American baseball player (1878–1912)

Morris George "Doc" Amole (January 1, 1874 – March 9, 1912) was an American professional baseball player who career spanned nine season, including parts of two in Major League Baseball with the Baltimore Orioles (1897) and the Washington Senators (1898). On both occasions, Amole was the youngest player in the National League at the age of 18 and 19, respectively. Over his major league career, Amole compiled a record of 4–10 with a 4.75 earned run average (ERA) and 30 strikeouts in 18 games, 12 starts. In those 12 starts, 10 were complete games. Amole also played in the minor leagues with the Class-A Wilmington Peaches (1896), the Class-B Reading Actives (1897), the Class-A Buffalo Bisons (1898–1903) and the Class-A Providence Grays (1903–1904). Over his career in the minors, Amole compiled a record of 108–137 in 227 games. As a member of the American League Buffalo Bisons in 1900, a year before the league turned major, Amole threw a no-hitter against the Detroit Tigers.

==Professional career==

===Early career===
In 1896, Amole began his professional baseball career with the Class-A Wilmington Peaches of the Atlantic League. During a game on July 4, 1896, in the first recorded night game in Atlantic League history, Amole pulled a practical joke by replacing the ball with an explosive. Amole threw the pitch to Honus Wagner who made contact with the explosive, setting off a large spark, causing the crowd to erupt in anger and the already unpopular game was ended immediately. During that season, Amole compiled a record of 22–24 with a 2.54 earned run average (ERA) in 55 games, 47 starts. Of those starts, 43 were complete games. Amole led the league in losses and was fifth in wins. Amole started the 1897 season with the Class-B Reading Actives. He went 12–22 with a 1.75 ERA, 74 strikeouts, 31 complete games and two shutouts in 36 games, all starts. Amole was third in the Atlantic League in losses that season.

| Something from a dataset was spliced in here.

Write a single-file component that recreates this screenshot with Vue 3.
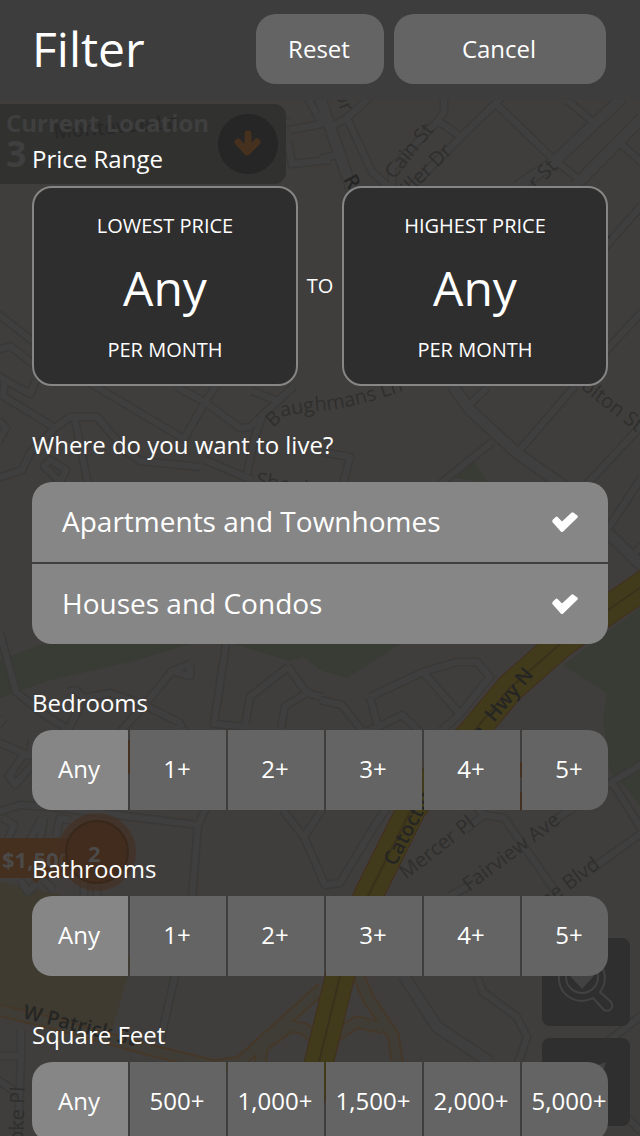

===Major League Baseball===
During the 1897 season, Amole joined the Baltimore Orioles of Major League Baseball's National League. He made his debut on August 19, 1897, becoming the youngest person in the National League that season at the age of 18. Amole was a "fill-in" pitcher while in Baltimore. On the season, Amole compiled a record of 4–4 with a 2.57 ERA, 19 strikeouts and six complete game in 11 games, seven starts. His ERA led all Orioles pitchers that season. In December 1897, the Baltimore Orioles traded Amole with Jack Doyle and Heinie Reitz to the Washington Senators in exchange for Doc McJames, Dan McGann and Gene DeMontreville. When he made his debut with the Senators, Amole was again the youngest player in the National League at the age of 19. In 1897, Amole went 0–6 with a 7.84 ERA, four complete games and 11 strikeouts in seven games, five starts.

===Later career===
Amole joined the Class-A Buffalo Bisons in 1898 playing 24 games with them, going 11–11 with 21 complete games and one shutout. Amole did not play professional baseball in 1899, but did return to the Bisons in 1900. On Opening Day in 1900, Amole pitched a no-hitter, making it the first one thrown in American League history. There was a claim that Amole had thrown the first Opening Day no-hitter in Major League Baseball history, but since the American League was a minor league at the time, the claim is not true. During the 1900 season, Amole went 22–22 with 35 complete games, two shutouts in 47 games, 41 starts. Amongst fellow American League pitchers that season, Amole was second in wins and losses. Amole continued playing with the Bisons in 1901, going 11–25 in 37 games. Amole was first in the Eastern League, which the Bisons became affiliated with after the American League became a part of Major League Baseball, in losses that season. In 1903 with Buffalo, Amole went 14–12 in 28 games. Amole split the 1904 season between the Bisons and the Class-A Providence Grays. Between the two team, Amole went 8–10. During his final season in professional baseball in 1904, Amole played with the Grays, going 8–11.

===Death===
Amole was found dead on the floor of his room at a boarding house in Wilmington, Delaware on March 9, 1912. The cause of death was officially determined to be pulmonary arrest due to congestion of the lungs.